On Tuesday night, Israel’s security cabinet authorised police to close or surround “centres of friction and incitement” in Jerusalem.
It also announced that the homes of Palestinians who attacked Israelis would be demolished within days and never rebuilt, and that their families’ right to live in Jerusalem would be taken away.
On Wednesday morning, police said checkpoints were set up at “the exits of Palestinian villages and neighbourhoods in East Jerusalem”.
Hundreds of soldiers were also deployed.
Human Rights Watch warned that locking down parts of East Jerusalem would “infringe upon the freedom of movement of all Palestinian residents rather than being a narrowly tailored response to a specific concern”.
On Wednesday, Israeli police and Palestinians clashed in the West Bank city of Bethlehem after the funeral of a Palestinian man killed in violence the previous day.
Clashes were also reported along the Israeli border with Gaza.

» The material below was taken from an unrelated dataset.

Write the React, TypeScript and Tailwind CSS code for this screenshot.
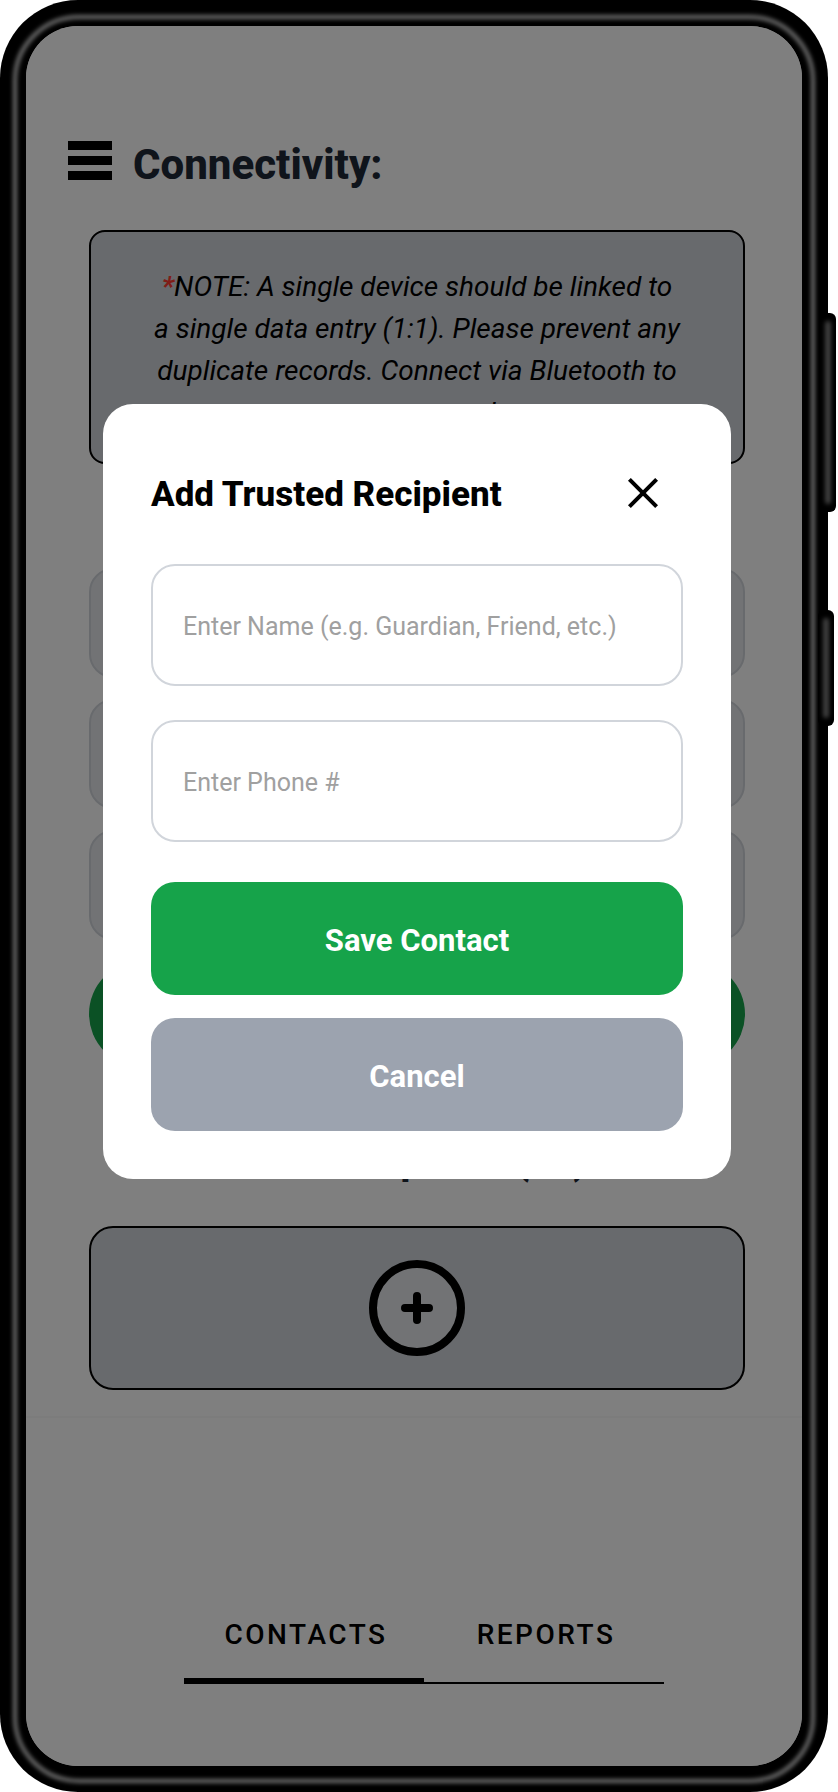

The BBC’s Yolande Knell in Jerusalem says the violence, coming at a time when peace prospects seem dim, has fuelled a sense of panic in Israel and raised fears of a new Palestinian uprising, or intifada.

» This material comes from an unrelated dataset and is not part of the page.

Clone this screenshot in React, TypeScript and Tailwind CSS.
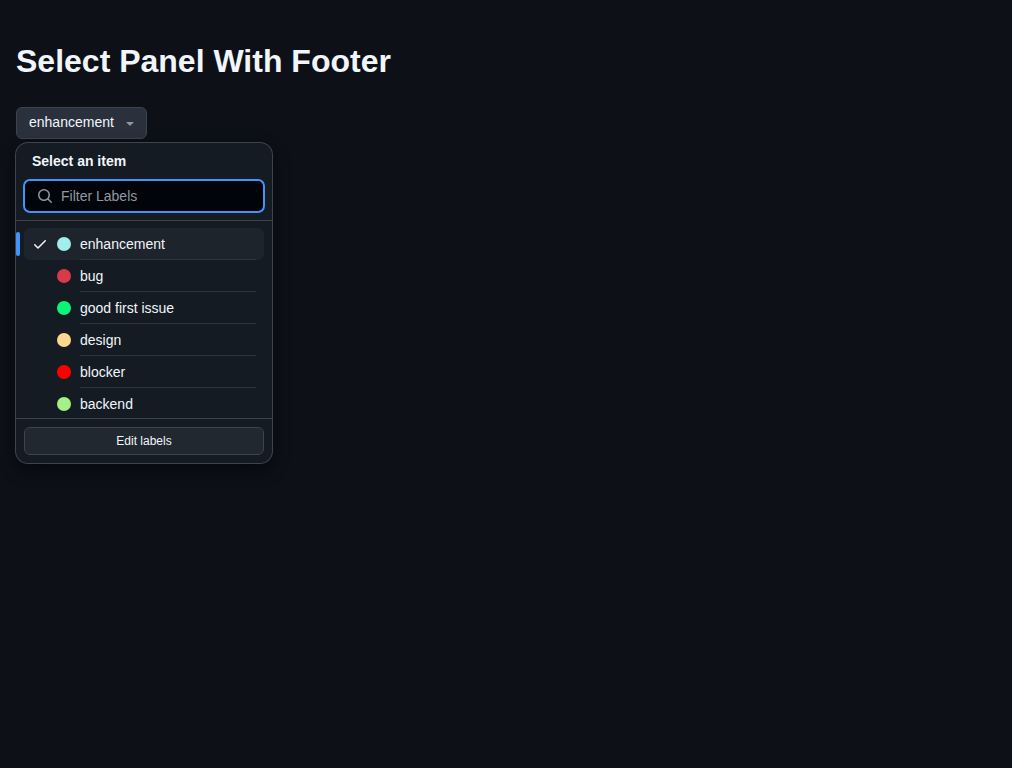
const labels = [
  { name: 'enhancement', dot: 'bg-[#a2eeef]', selected: true },
  { name: 'bug', dot: 'bg-[#d73a4a]', selected: false },
  { name: 'good first issue', dot: 'bg-[#0cf478]', selected: false },
  { name: 'design', dot: 'bg-[#ffd78e]', selected: false },
  { name: 'blocker', dot: 'bg-[#ff0000]', selected: false },
  { name: 'backend', dot: 'bg-[#a4f287]', selected: false },
];

function Icon({ d, className }: { d: string; className: string }) {
  return (
    <svg viewBox="0 0 16 16" width="16" height="16" fill="currentColor" className={className} aria-hidden="true">
      <path d={d} />
    </svg>
  );
}

const SEARCH =
  'M10.68 11.74a6 6 0 0 1-7.922-8.982 6 6 0 0 1 8.982 7.922l3.04 3.04a.749.749 0 0 1-.326 1.275.749.749 0 0 1-.734-.215ZM11.5 7a4.499 4.499 0 1 0-8.997 0A4.499 4.499 0 0 0 11.5 7Z';
const CHECK =
  'M13.78 4.22a.75.75 0 0 1 0 1.06l-7.25 7.25a.75.75 0 0 1-1.06 0L2.22 9.28a.751.751 0 0 1 .018-1.042.751.751 0 0 1 1.042-.018L6 10.94l6.72-6.72a.75.75 0 0 1 1.06 0Z';
const TRIANGLE_DOWN =
  'm4.427 7.427 3.396 3.396a.25.25 0 0 0 .354 0l3.396-3.396A.25.25 0 0 0 11.396 7H4.604a.25.25 0 0 0-.177.427Z';

export default function App() {
  return (
    <main className="min-h-screen bg-[#0d1117] px-4 pt-[37px] font-['Liberation_Sans',Arial,sans-serif] text-sm text-[#f0f6fc]">
      <h1 className="text-[32px] leading-[48px] font-bold">Select Panel With Footer</h1>
      <button className="mt-[22px] flex h-8 w-[131px] items-center justify-between rounded-md border border-[#3d444d] bg-[#2a313c] pr-2 pl-3 leading-5">
        <span className="-mt-0.5">enhancement</span>
        <Icon d={TRIANGLE_DOWN} className="text-[#9198a1]" />
      </button>

      <section className="mt-1 flex h-80 w-64 flex-col overflow-hidden rounded-xl bg-[#151b23] shadow-[0_0_0_1px_#3d444d,0_6px_12px_-3px_#01040966,0_6px_18px_0_#01040966]">
        <h2 className="px-4 pt-2 text-sm leading-[21px] font-bold">Select an item</h2>
        <label className="mx-2 mt-2 flex h-8 shrink-0 items-center rounded-md bg-[#010409] px-[13px] outline-2 -outline-offset-1 outline-[#4493f8]">
          <Icon d={SEARCH} className="shrink-0 text-[#9198a1]" />
          <input
            placeholder="Filter Labels"
            className="ml-2 w-full bg-transparent leading-5 outline-none placeholder:text-[#9198a1]"
          />
        </label>
        <ul className="mt-2 min-h-0 flex-1 overflow-hidden border-t border-[#3d444d] px-2 pt-[7px]">
          {labels.map((label, i) => (
            <li
              key={label.name}
              className={
                label.selected
                  ? 'relative flex h-8 rounded-md bg-[#1e242b] pr-2 pl-2'
                  : 'flex h-8 pr-2 pl-2'
              }
            >
              {label.selected && (
                <span className="absolute top-1 -left-2 h-6 w-1 rounded-md bg-[#4493f8]" />
              )}
              <span className="flex w-4 items-center">
                {label.selected && <Icon d={CHECK} className="" />}
              </span>
              <span className="ml-2 flex w-4 items-center justify-center">
                <span className={`size-3.5 rounded-full ${label.dot}`} />
              </span>
              <span
                className={
                  i < labels.length - 1
                    ? 'ml-2 flex-1 border-b border-[#2f353d] pt-1.5 leading-5'
                    : 'ml-2 flex-1 pt-1.5 leading-5'
                }
              >
                {label.name}
              </span>
            </li>
          ))}
        </ul>
        <footer className="shrink-0 border-t border-[#3d444d] p-2">
          <button className="h-7 w-full rounded-md border border-[#3d444d] bg-[#212830] text-xs">Edit labels</button>
        </footer>
      </section>
    </main>
  );
}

What is happening between Israelis and Palestinians?
There has been a spate of stabbings of Israelis – several of them fatal – by Palestinians since early October, and one apparent revenge stabbing by an Israeli. The attackers have struck in Jerusalem and central and northern Israel, and in the occupied West Bank. Israel has tightened security and its security forces have clashed with rioting Palestinians, leading to deaths on the Palestinian side. The violence has also spread to the border with Gaza.
What’s behind the latest unrest?
After a period of relative quiet, violence between the two communities has spiralled since clashes erupted at a flashpoint Jerusalem holy site in mid-September. It was fuelled by rumours among Palestinians that Israel was attempting to alter a long-standing religious arrangement governing the site. Israel repeatedly dismissed the rumours as incitement. Soon afterwards, two Israelis were shot dead by Palestinians in the West Bank and the stabbing attacks began. Both Israel and the Palestinian authorities have accused one another of doing nothing to protect each other’s communities.
Is this a new Palestinian intifada, or uprising?
There have been two organised uprisings by Palestinians against Israeli occupation, in the 1980s and early 2000s. With peace talks moribund, some observers have questioned whether we are now seeing a third. The stabbing attacks seem to be opportunistic and although they have been praised by militant groups, Palestinian leader Mahmoud Abbas has said Palestinians are not interested in a further escalation.